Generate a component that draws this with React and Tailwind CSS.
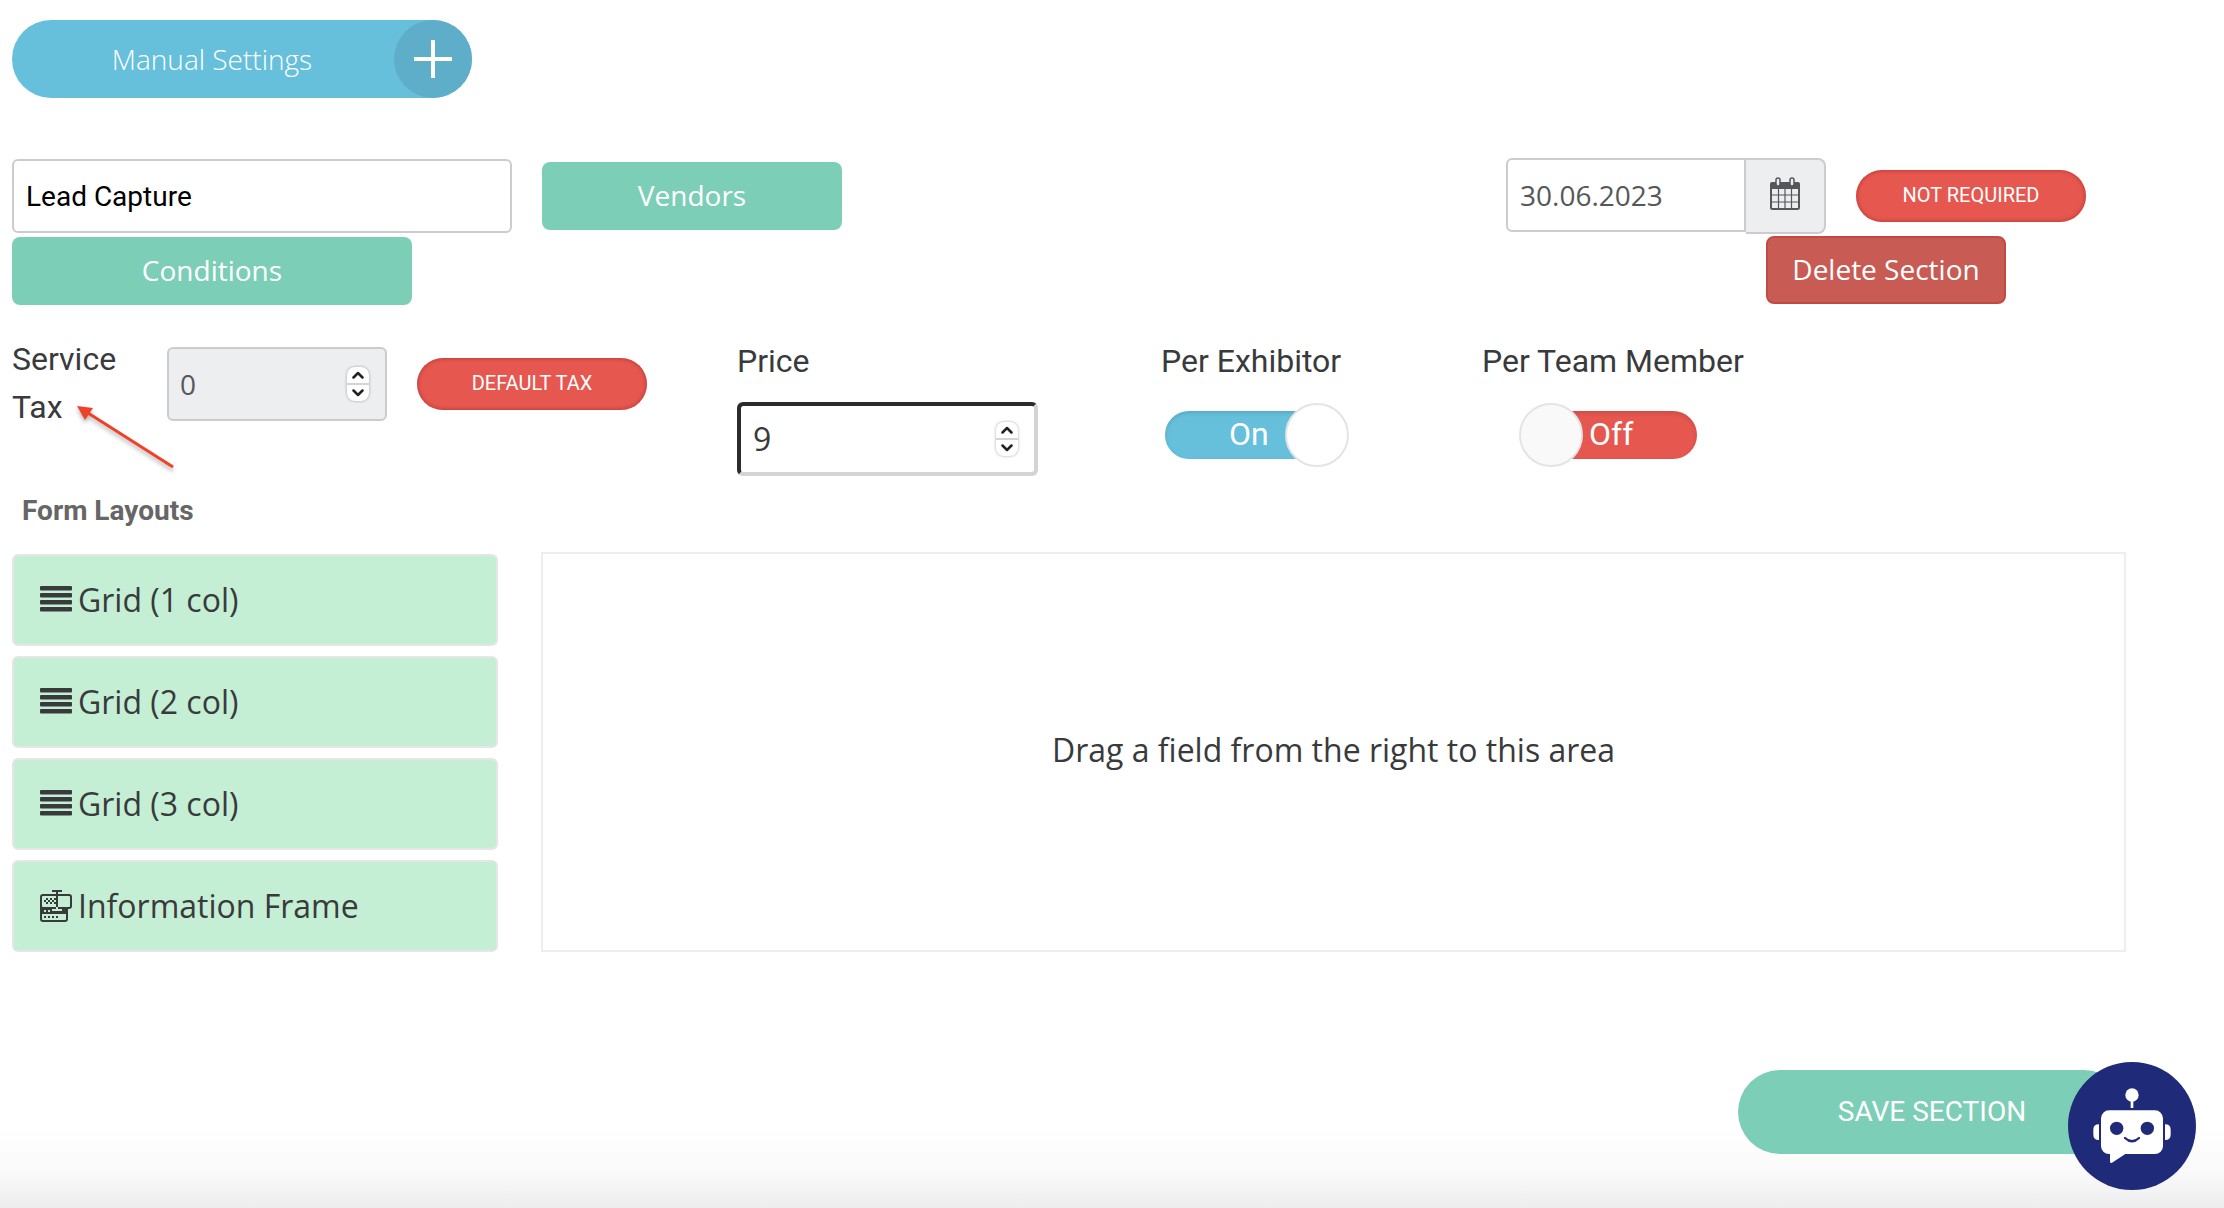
import { useState } from 'react';

const layouts = [
  { id: 1, label: 'Grid (1 col)', icon: 'bars' },
  { id: 2, label: 'Grid (2 col)', icon: 'bars' },
  { id: 3, label: 'Grid (3 col)', icon: 'bars' },
  { id: 4, label: 'Information Frame', icon: 'frame' },
];

function BarsIcon() {
  return (
    <svg className="w-8 h-8 shrink-0" viewBox="0 0 32 32" fill="#393a3c" aria-hidden="true">
      <rect x="0" y="2" width="32" height="4.4" rx="1" />
      <rect x="0" y="9" width="32" height="4.4" rx="1" />
      <rect x="0" y="16" width="32" height="4.4" rx="1" />
      <rect x="0" y="23" width="32" height="4.4" rx="1" />
    </svg>
  );
}

function FrameIcon() {
  return (
    <svg className="w-8 h-8 shrink-0" viewBox="0 0 32 32" fill="none" stroke="#393a3c" strokeWidth="2" aria-hidden="true">
      <rect x="1" y="5" width="30" height="13" rx="2" />
      <path d="M1 16v13a2 2 0 0 0 2 2h22a2 2 0 0 0 2-2V18" />
      <path fill="#393a3c" stroke="none" d="M0 17h28v7H0z" />
      <path d="M12 1h10M17 1v17" />
      <path stroke="#c5efd5" d="M12 20h10M17 17v2" />
      <path stroke="#c5efd5" strokeDasharray="2 2" d="M4 21h6" />
      <path strokeDasharray="2 2" d="M6 9h10M4 11h12M6 13h10" />
      <path strokeDasharray="2 2" d="M4 27h14" />
    </svg>
  );
}

function CalendarIcon() {
  return (
    <svg className="w-[30px] h-[34px]" viewBox="0 0 30 34" aria-hidden="true">
      <rect x="1" y="7" width="28" height="25" rx="1.500" fill="#edeef0" stroke="#55585a" strokeWidth="2" />
      <path d="M0 12V7a2 2 0 0 1 2-2h26a2 2 0 0 1 2 2v5z" fill="#55585a" />
      <path d="M8.500 12v20M15 12v20M21.500 12v20M1 18h28M1 25h28" stroke="#55585a" strokeWidth="1.200" />
      <rect x="6" y="1" width="4" height="8" rx="2" fill="#edeef0" stroke="#55585a" strokeWidth="1.500" />
      <rect x="20" y="1" width="4" height="8" rx="2" fill="#edeef0" stroke="#55585a" strokeWidth="1.500" />
    </svg>
  );
}

function RobotIcon() {
  return (
    <svg className="w-full h-full" viewBox="0 0 384 384" fill="#fff" aria-hidden="true">
      <circle cx="192" cy="99" r="20" />
      <path d="M188 112h8v26h-8z" />
      <path d="M123 145h138a24 24 0 0 1 24 24v83a24 24 0 0 1-24 24h-89l-40 26q-6 3-6-4v-22h-3a24 24 0 0 1-24-24v-83a24 24 0 0 1 24-24z" />
      <path d="M93 187v47q-17 0-17-16v-15q0-16 17-16zM291 187v47q17 0 17-16v-15q0-16-17-16z" />
      <circle cx="146" cy="199" r="20" fill="#1f2a78" />
      <circle cx="238" cy="199" r="20" fill="#1f2a78" />
      <path d="M171 228q21 20 42 0" fill="none" stroke="#1f2a78" strokeWidth="7" strokeLinecap="round" />
    </svg>
  );
}

// Up / down stepper shown at the right of number inputs
function Stepper({ onStep, disabled }) {
  return (
    <div className="flex flex-col w-[22px] h-[34px] shrink-0 rounded-lg bg-white shadow-[0_0_3px_rgba(0,0,0,0.35)] overflow-hidden">
      <button type="button" aria-label="Increase" disabled={disabled} onClick={() => onStep(1)} className="flex-1 flex items-center justify-center border-b border-[#d4d4d4]">
        <svg className="w-3 h-2" viewBox="0 0 12 8" fill="none" stroke="#222" strokeWidth="2.500" strokeLinecap="round" strokeLinejoin="round"><path d="M1.500 6.500 6 2l4.500 4.500" /></svg>
      </button>
      <button type="button" aria-label="Decrease" disabled={disabled} onClick={() => onStep(-1)} className="flex-1 flex items-center justify-center border-t border-[#d4d4d4]">
        <svg className="w-3 h-2" viewBox="0 0 12 8" fill="none" stroke="#222" strokeWidth="2.500" strokeLinecap="round" strokeLinejoin="round"><path d="M1.500 1.500 6 6l4.500-4.500" /></svg>
      </button>
    </div>
  );
}

function Toggle({ id, checked, onChange }) {
  return (
    <label htmlFor={id} className="relative flex items-center w-[184px] h-16 cursor-pointer">
      <input id={id} type="checkbox" role="switch" checked={checked} onChange={onChange} className="sr-only" />
      {checked ? (
        <>
          <span className="flex-1 h-12 mr-4 pl-16 rounded-full bg-[#66c0db] text-white text-[32px] leading-[46px] shadow-[inset_0_2px_4px_rgba(0,0,0,0.12)]">On</span>
          <span className="absolute right-0 top-0 w-16 h-16 rounded-full bg-white border-2 border-[#e4e4e4]"></span>
        </>
      ) : (
        <>
          <span className="w-[162px] h-12 ml-4 pl-[54px] rounded-full bg-[#e5574f] text-white text-[32px] leading-[46px] shadow-[inset_0_2px_4px_rgba(0,0,0,0.12)]">Off</span>
          <span className="absolute left-0 top-0 w-16 h-16 rounded-full bg-[#f9f9f9] border-2 border-[#e4e4e4]"></span>
        </>
      )}
    </label>
  );
}

export default function App() {
  const [name, setName] = useState('Lead Capture');
  const [date, setDate] = useState('30.06.2023');
  const [price, setPrice] = useState(9);
  const [perExhibitor, setPerExhibitor] = useState(true);
  const [perMember, setPerMember] = useState(false);

  return (
    <div className="relative min-h-screen pt-5 pl-3 pr-[98px] pb-[53px] bg-[linear-gradient(to_top,#ededed,#fafafa_36px,#ffffff_80px)] font-['Roboto',sans-serif] text-[#393a3c]">
      <button type="button" className="flex items-center w-[460px] h-[78px] rounded-full bg-[#66c0db] text-white">
        <span className="flex-1 pl-[18px] font-['Open_Sans',sans-serif] font-light text-[28px]">Manual Settings</span>
        <span className="flex items-center justify-center w-[78px] h-[78px] rounded-full bg-[#5eaeca]">
          <svg className="w-[38px] h-[38px]" viewBox="0 0 38 38" stroke="#fff" strokeWidth="4" aria-hidden="true"><path d="M19 0v38M0 19h38" /></svg>
        </span>
      </button>

      {/* Section header */}
      <div className="mt-[60px] flex justify-between pr-10 font-['Open_Sans',sans-serif] text-[28px]">
        <div className="flex flex-col gap-1 pt-px">
          <div className="flex items-center gap-[30px]">
            <input
              aria-label="Section name"
              value={name}
              onChange={(e) => setName(e.target.value)}
              className="w-[500px] h-[74px] px-3 border-2 border-[#ccc] rounded-md bg-white font-['Roboto',sans-serif] text-black"
            />
            <button type="button" className="w-[300px] h-[68px] rounded-lg bg-[#7dceb6] text-white leading-9 pb-[2px]">Vendors</button>
          </div>
          <button type="button" className="w-[400px] h-[68px] rounded-lg bg-[#7dceb6] text-white leading-9 pb-[2px]">Conditions</button>
        </div>

        <div className="flex flex-col gap-[2px]">
          <div className="flex items-center gap-[30px]">
            <div className="flex items-start">
              <input
                aria-label="Date"
                value={date}
                onChange={(e) => setDate(e.target.value)}
                className="w-[240px] h-[74px] px-3 border-2 border-[#ccc] rounded-l-md bg-white text-[#55585a]"
              />
              <button type="button" aria-label="Open calendar" className="flex items-center justify-center w-20 h-[76px] pb-1 border-2 border-l-0 border-[#ccc] rounded-r-lg bg-[#edeef0]">
                <CalendarIcon />
              </button>
            </div>
            <button type="button" className="w-[230px] h-[52px] pb-[2px] rounded-full bg-[#e5574f] text-white font-['Roboto',sans-serif] text-xl shadow-[inset_0_0_4px_rgba(150,20,20,0.6)]">NOT REQUIRED</button>
          </div>
          <button type="button" className="self-end w-[240px] h-[68px] mr-20 pb-[2px] rounded-lg border-2 border-[#c34a43] bg-[#c85c55] text-white leading-9">Delete Section</button>
        </div>
      </div>

      {/* Pricing */}
      <div className="mt-[30px] grid grid-cols-[725fr_424fr_321fr_644fr] text-[32px] leading-[48px]">
        <div className="relative flex items-start">
          <label htmlFor="tax" className="w-[125px] mr-[30px]">Service<br />Tax</label>
          <div className="mt-3 mr-[30px] flex items-center w-[220px] h-[74px] pl-[11px] pr-4 border-2 border-[#ccc] rounded-md bg-[#edeef0]">
            <input id="tax" type="number" value={0} disabled className="flex-1 min-w-0 [appearance:textfield] font-['Open_Sans',sans-serif] text-[28px] text-[#55585a]" />
            <Stepper disabled onStep={() => {}} />
          </div>
          <button type="button" className="mt-[23px] w-[230px] h-[52px] pb-[2px] rounded-full bg-[#e5574f] text-white text-xl shadow-[inset_0_0_4px_rgba(150,20,20,0.6)]">DEFAULT TAX</button>
          {/* Pointer to the tax label */}
          <svg className="absolute left-16 top-[70px] w-[104px] h-[72px] drop-shadow-[0_3px_2px_rgba(0,0,0,0.3)]" viewBox="0 0 104 72" aria-hidden="true">
            <path d="M12 8 97 62" stroke="#ee4128" strokeWidth="3" />
            <path d="M1 1 17 3 9 15z" fill="#ee4128" />
          </svg>
        </div>

        <div className="pt-[2px]">
          <label htmlFor="price">Price</label>
          <div className="mt-[17px] flex items-center w-[301px] h-[74px] pl-3 pr-4 rounded-md border-4 border-t-[#2b2b2b] border-l-[#2b2b2b] border-r-[#d4d4d4] border-b-[#d4d4d4] bg-white">
            <input id="price" type="number" value={price} onChange={(e) => setPrice(e.target.value)} className="flex-1 min-w-0 outline-none [appearance:textfield] font-['Open_Sans',sans-serif]" />
            <Stepper onStep={(n) => setPrice(Number(price) + n)} />
          </div>
        </div>

        <div className="pt-[2px]">
          <label htmlFor="per-exhibitor">Per Exhibitor</label>
          <div className="pt-[18px] pl-1">
            <Toggle id="per-exhibitor" checked={perExhibitor} onChange={() => setPerExhibitor(!perExhibitor)} />
          </div>
        </div>

        <div className="pt-[2px]">
          <label htmlFor="per-member">Per Team Member</label>
          <div className="pt-[18px] pl-[37px]">
            <Toggle id="per-member" checked={perMember} onChange={() => setPerMember(!perMember)} />
          </div>
        </div>
      </div>

      {/* Form builder */}
      <h2 className="mt-[15px] pl-[10px] text-[28px] leading-10 font-bold text-[#666]">Form Layouts</h2>
      <div className="mt-[21px] grid grid-cols-[486px_1fr] gap-[43px] font-['Open_Sans',sans-serif] text-[32px]">
        <ul className="flex flex-col gap-[10px] pt-[2px]">
          {layouts.map((item) => (
            <li key={item.id} className="flex items-center gap-[6px] h-[92px] px-[26px] border-2 border-[#e6e6e6] rounded-md bg-[#c5efd5]">
              {item.icon === 'bars' ? <BarsIcon /> : <FrameIcon />}
              {item.label}
            </li>
          ))}
        </ul>
        <div className="flex items-center justify-center pb-1 border-2 border-[#eee] bg-white">
          <p>Drag a field from the right to this area</p>
        </div>
      </div>

      <div className="mt-[118px] flex justify-end">
        <button type="button" className="w-[388px] h-[84px] rounded-full bg-[#7dceb6] text-white text-[28px]">SAVE SECTION</button>
      </div>

      <button type="button" aria-label="Open chat" className="absolute right-7 bottom-[18px] w-32 h-32 rounded-full bg-[#1f2a78]">
        <RobotIcon />
      </button>
    </div>
  );
}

++++++

Look through the material above and pick out each line holding the word "this".

Generate a component that draws this with React and Tailwind CSS.
          <p>Drag a field from the right to this area</p>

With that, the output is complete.